▸ **Aim of the task**
Every entry below should be printed exactly, without its images.
## BEGIN
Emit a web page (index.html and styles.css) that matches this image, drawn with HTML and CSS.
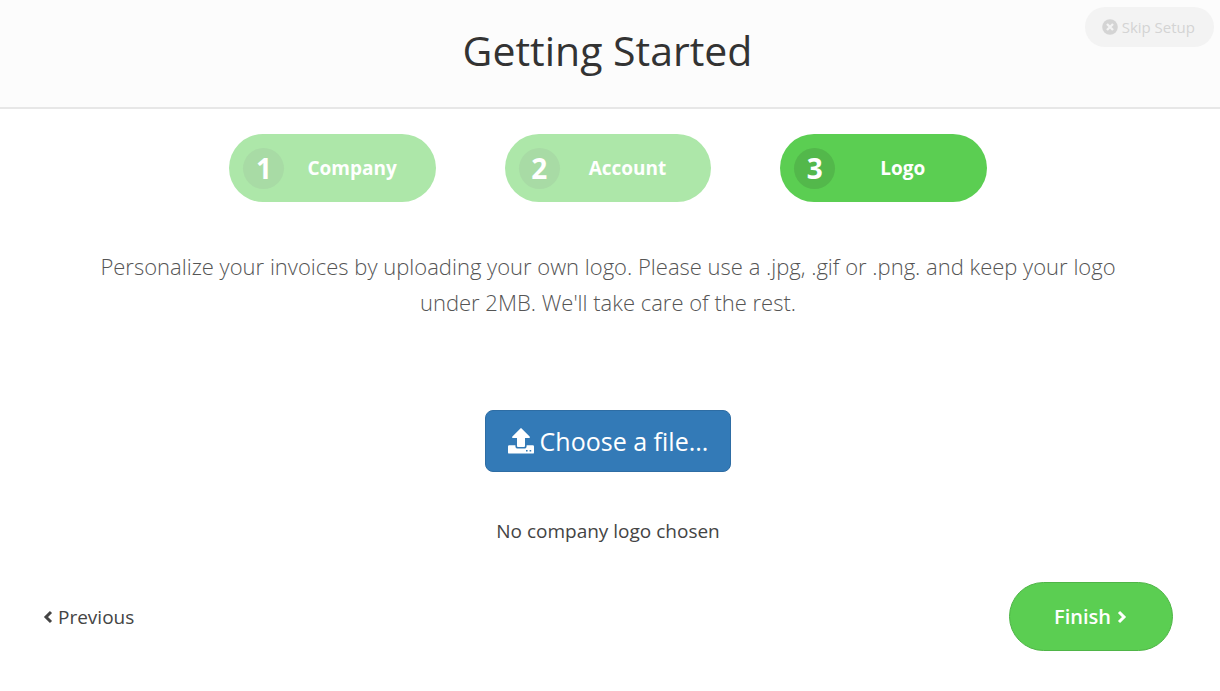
FILE: index.html
```html
<!DOCTYPE html>
<html lang="en">
<head>
<meta charset="utf-8">
<meta name="viewport" content="width=device-width, initial-scale=1">
<title>Getting Started</title>
<link rel="stylesheet" href="styles.css">
</head>

<body>

<header class="header">
  <h1>Getting Started</h1>
  <button type="button" class="skip">
    <svg class="icon-times" viewBox="0 0 16 16" aria-hidden="true">
      <circle cx="8" cy="8" r="7.8" fill="currentColor"/>
      <path d="M5 5l6 6M11 5l-6 6" stroke="#f3f3f3" stroke-width="2.4"/>
    </svg>
    Skip Setup
  </button>
</header>

<main class="wizard">
  <ol class="steps">
    <li class="step"><span class="number">1</span><span class="name">Company</span></li>
    <li class="step"><span class="number">2</span><span class="name">Account</span></li>
    <li class="step active"><span class="number">3</span><span class="name">Logo</span></li>
  </ol>

  <p class="intro">Personalize your invoices by uploading your own logo. Please use a .jpg, .gif or .png. and keep your logo under 2MB. We'll take care of the rest.</p>

  <div class="upload">
    <input type="file" id="logo" class="file-input" accept=".jpg,.gif,.png">
    <label for="logo" class="choose">
      <svg class="icon-upload" viewBox="0 0 26 26" aria-hidden="true">
        <path fill="currentColor" fill-rule="evenodd" d="M12.400.4q.6-.6 1.200 0l8 8q1 1.400-.6 1.600h-4V18q0 1-1 1h-6q-1 0-1-1v-8H5q-1.600-.2-.6-1.600zM1.200 17.200H7.400v.8q0 2.600 2.600 2.600h6q2.600 0 2.600-2.600v-.8h6.200q1.200 0 1.200 1.200v6q0 1.200-1.200 1.200H1.200Q0 25.600 0 24.400v-6q0-1.200 1.200-1.200zM18 22v1.600h1.600V22zM21.600 22v1.600h1.600V22z"/>
      </svg>
      Choose a file...
    </label>
    <p class="chosen">No company logo chosen</p>
  </div>

  <nav class="actions">
    <a href="#" class="previous">
      <svg class="icon-chevron" viewBox="0 0 10 14" aria-hidden="true">
        <path d="M8 2L3 7l5 5" fill="none" stroke="currentColor" stroke-width="3"/>
      </svg>
      Previous
    </a>
    <button type="submit" class="finish">
      Finish
      <svg class="icon-chevron" viewBox="0 0 10 14" aria-hidden="true">
        <path d="M2 2l5 5-5 5" fill="none" stroke="currentColor" stroke-width="3"/>
      </svg>
    </button>
  </nav>
</main>

</body>
</html>
```

FILE: styles.css
```css
* {
  box-sizing: border-box;
}

body {
  margin: 0;
  background: #fff;
  color: #333;
  font-family: "Open Sans", "Noto Sans", sans-serif;
  font-size: 19px;
  line-height: 28px;
}

button {
  font-family: inherit;
  cursor: pointer;
}

.header {
  position: relative;
  padding: 23px 5px 29px 0;
  background: #fcfcfc;
  border-bottom: 2px solid #e7e7e7;
  text-align: center;
}

h1 {
  margin: 0;
  font-size: 41px;
  font-weight: 400;
  line-height: 55px;
}

.skip {
  position: absolute;
  top: 7px;
  right: 6px;
  display: flex;
  align-items: center;
  gap: 4px;
  height: 40px;
  padding: 0 19px 0 17px;
  border: 0;
  border-radius: 20px;
  background: #f3f3f3;
  color: #d4d4d4;
  font-size: 15px;
}

.icon-times {
  width: 16px;
  height: 16px;
}

.wizard {
  padding: 25px 47px 40px 43px;
}

.steps {
  display: grid;
  grid-template-columns: repeat(3, 1fr);
  gap: 69px;
  width: 67%;
  margin: 0 auto 46px;
  padding: 0;
  list-style: none;
}

.step {
  display: flex;
  align-items: center;
  height: 68px;
  padding: 0 14px;
  border-radius: 34px;
  background: #ade7a9;
  color: #fff;
  font-weight: 700;
}

.step.active {
  background: #5bce52;
}

.number {
  width: 41px;
  height: 41px;
  border-radius: 50%;
  background: #a8dba5;
  font-size: 28px;
  line-height: 41px;
  text-align: center;
}

.active .number {
  background: #53b84b;
}

.name {
  flex: 1;
  padding-right: 2px;
  text-align: center;
}

.intro {
  margin: 0 auto 90px;
  padding: 0 50px;
  color: #555;
  font-size: 22px;
  font-weight: 300;
  line-height: 36px;
  text-align: center;
}

.upload {
  display: flex;
  flex-direction: column;
  align-items: center;
}

.file-input {
  position: absolute;
  width: 1px;
  height: 1px;
  opacity: 0;
}

.choose {
  display: flex;
  align-items: center;
  gap: 6px;
  height: 62px;
  padding: 0 22px;
  border: 1px solid #2e6da4;
  border-radius: 8px;
  background: #337ab7;
  color: #fff;
  font-size: 25px;
  cursor: pointer;
}

.icon-upload {
  width: 26px;
  height: 26px;
}

.chosen {
  margin: 45px 0 37px;
  color: #444;
}

.actions {
  display: flex;
  align-items: center;
  justify-content: space-between;
}

.previous {
  display: flex;
  align-items: center;
  gap: 5px;
  color: #444;
  text-decoration: none;
}

.icon-chevron {
  width: 10px;
  height: 14px;
}

.finish {
  display: flex;
  align-items: center;
  gap: 6px;
  height: 69px;
  padding: 0 45px 0 44px;
  border: 1px solid #4fb547;
  border-radius: 35px;
  background: #5bce52;
  color: #fff;
  font-size: 20px;
  font-weight: 600;
}
```
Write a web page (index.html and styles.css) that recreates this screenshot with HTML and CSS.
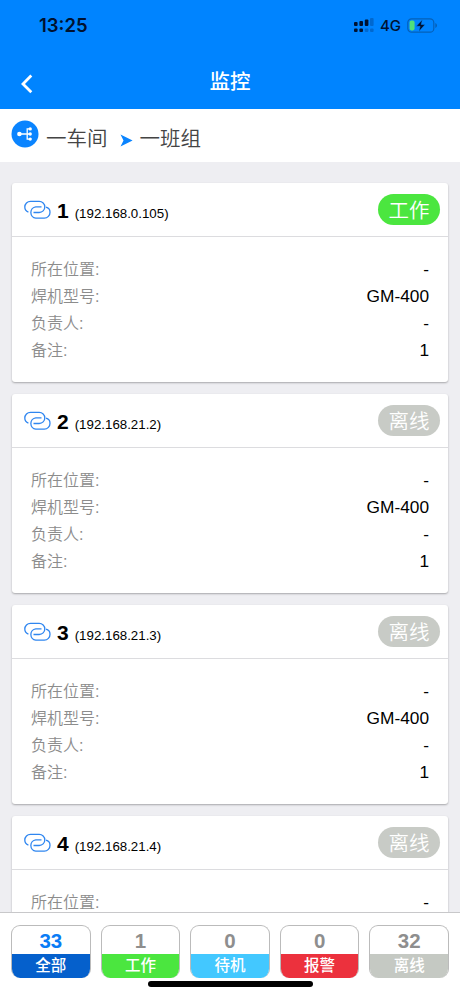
## END
▸ **Complete response**
Emit a web page (index.html and styles.css) that matches this image, drawn with HTML and CSS.
FILE: index.html
```html
<!DOCTYPE html>
<html lang="en">
<head>
<meta charset="utf-8">
<meta name="viewport" content="width=device-width, initial-scale=1">
<title>Getting Started</title>
<link rel="stylesheet" href="styles.css">
</head>

<body>

<header class="header">
  <h1>Getting Started</h1>
  <button type="button" class="skip">
    <svg class="icon-times" viewBox="0 0 16 16" aria-hidden="true">
      <circle cx="8" cy="8" r="7.8" fill="currentColor"/>
      <path d="M5 5l6 6M11 5l-6 6" stroke="#f3f3f3" stroke-width="2.4"/>
    </svg>
    Skip Setup
  </button>
</header>

<main class="wizard">
  <ol class="steps">
    <li class="step"><span class="number">1</span><span class="name">Company</span></li>
    <li class="step"><span class="number">2</span><span class="name">Account</span></li>
    <li class="step active"><span class="number">3</span><span class="name">Logo</span></li>
  </ol>

  <p class="intro">Personalize your invoices by uploading your own logo. Please use a .jpg, .gif or .png. and keep your logo under 2MB. We'll take care of the rest.</p>

  <div class="upload">
    <input type="file" id="logo" class="file-input" accept=".jpg,.gif,.png">
    <label for="logo" class="choose">
      <svg class="icon-upload" viewBox="0 0 26 26" aria-hidden="true">
        <path fill="currentColor" fill-rule="evenodd" d="M12.400.4q.6-.6 1.200 0l8 8q1 1.400-.6 1.600h-4V18q0 1-1 1h-6q-1 0-1-1v-8H5q-1.600-.2-.6-1.600zM1.200 17.200H7.400v.8q0 2.600 2.600 2.600h6q2.600 0 2.600-2.600v-.8h6.200q1.200 0 1.200 1.200v6q0 1.200-1.200 1.200H1.200Q0 25.600 0 24.400v-6q0-1.200 1.200-1.200zM18 22v1.600h1.600V22zM21.600 22v1.600h1.600V22z"/>
      </svg>
      Choose a file...
    </label>
    <p class="chosen">No company logo chosen</p>
  </div>

  <nav class="actions">
    <a href="#" class="previous">
      <svg class="icon-chevron" viewBox="0 0 10 14" aria-hidden="true">
        <path d="M8 2L3 7l5 5" fill="none" stroke="currentColor" stroke-width="3"/>
      </svg>
      Previous
    </a>
    <button type="submit" class="finish">
      Finish
      <svg class="icon-chevron" viewBox="0 0 10 14" aria-hidden="true">
        <path d="M2 2l5 5-5 5" fill="none" stroke="currentColor" stroke-width="3"/>
      </svg>
    </button>
  </nav>
</main>

</body>
</html>
```

FILE: styles.css
```css
* {
  box-sizing: border-box;
}

body {
  margin: 0;
  background: #fff;
  color: #333;
  font-family: "Open Sans", "Noto Sans", sans-serif;
  font-size: 19px;
  line-height: 28px;
}

button {
  font-family: inherit;
  cursor: pointer;
}

.header {
  position: relative;
  padding: 23px 5px 29px 0;
  background: #fcfcfc;
  border-bottom: 2px solid #e7e7e7;
  text-align: center;
}

h1 {
  margin: 0;
  font-size: 41px;
  font-weight: 400;
  line-height: 55px;
}

.skip {
  position: absolute;
  top: 7px;
  right: 6px;
  display: flex;
  align-items: center;
  gap: 4px;
  height: 40px;
  padding: 0 19px 0 17px;
  border: 0;
  border-radius: 20px;
  background: #f3f3f3;
  color: #d4d4d4;
  font-size: 15px;
}

.icon-times {
  width: 16px;
  height: 16px;
}

.wizard {
  padding: 25px 47px 40px 43px;
}

.steps {
  display: grid;
  grid-template-columns: repeat(3, 1fr);
  gap: 69px;
  width: 67%;
  margin: 0 auto 46px;
  padding: 0;
  list-style: none;
}

.step {
  display: flex;
  align-items: center;
  height: 68px;
  padding: 0 14px;
  border-radius: 34px;
  background: #ade7a9;
  color: #fff;
  font-weight: 700;
}

.step.active {
  background: #5bce52;
}

.number {
  width: 41px;
  height: 41px;
  border-radius: 50%;
  background: #a8dba5;
  font-size: 28px;
  line-height: 41px;
  text-align: center;
}

.active .number {
  background: #53b84b;
}

.name {
  flex: 1;
  padding-right: 2px;
  text-align: center;
}

.intro {
  margin: 0 auto 90px;
  padding: 0 50px;
  color: #555;
  font-size: 22px;
  font-weight: 300;
  line-height: 36px;
  text-align: center;
}

.upload {
  display: flex;
  flex-direction: column;
  align-items: center;
}

.file-input {
  position: absolute;
  width: 1px;
  height: 1px;
  opacity: 0;
}

.choose {
  display: flex;
  align-items: center;
  gap: 6px;
  height: 62px;
  padding: 0 22px;
  border: 1px solid #2e6da4;
  border-radius: 8px;
  background: #337ab7;
  color: #fff;
  font-size: 25px;
  cursor: pointer;
}

.icon-upload {
  width: 26px;
  height: 26px;
}

.chosen {
  margin: 45px 0 37px;
  color: #444;
}

.actions {
  display: flex;
  align-items: center;
  justify-content: space-between;
}

.previous {
  display: flex;
  align-items: center;
  gap: 5px;
  color: #444;
  text-decoration: none;
}

.icon-chevron {
  width: 10px;
  height: 14px;
}

.finish {
  display: flex;
  align-items: center;
  gap: 6px;
  height: 69px;
  padding: 0 45px 0 44px;
  border: 1px solid #4fb547;
  border-radius: 35px;
  background: #5bce52;
  color: #fff;
  font-size: 20px;
  font-weight: 600;
}
```
Write a web page (index.html and styles.css) that recreates this screenshot with HTML and CSS.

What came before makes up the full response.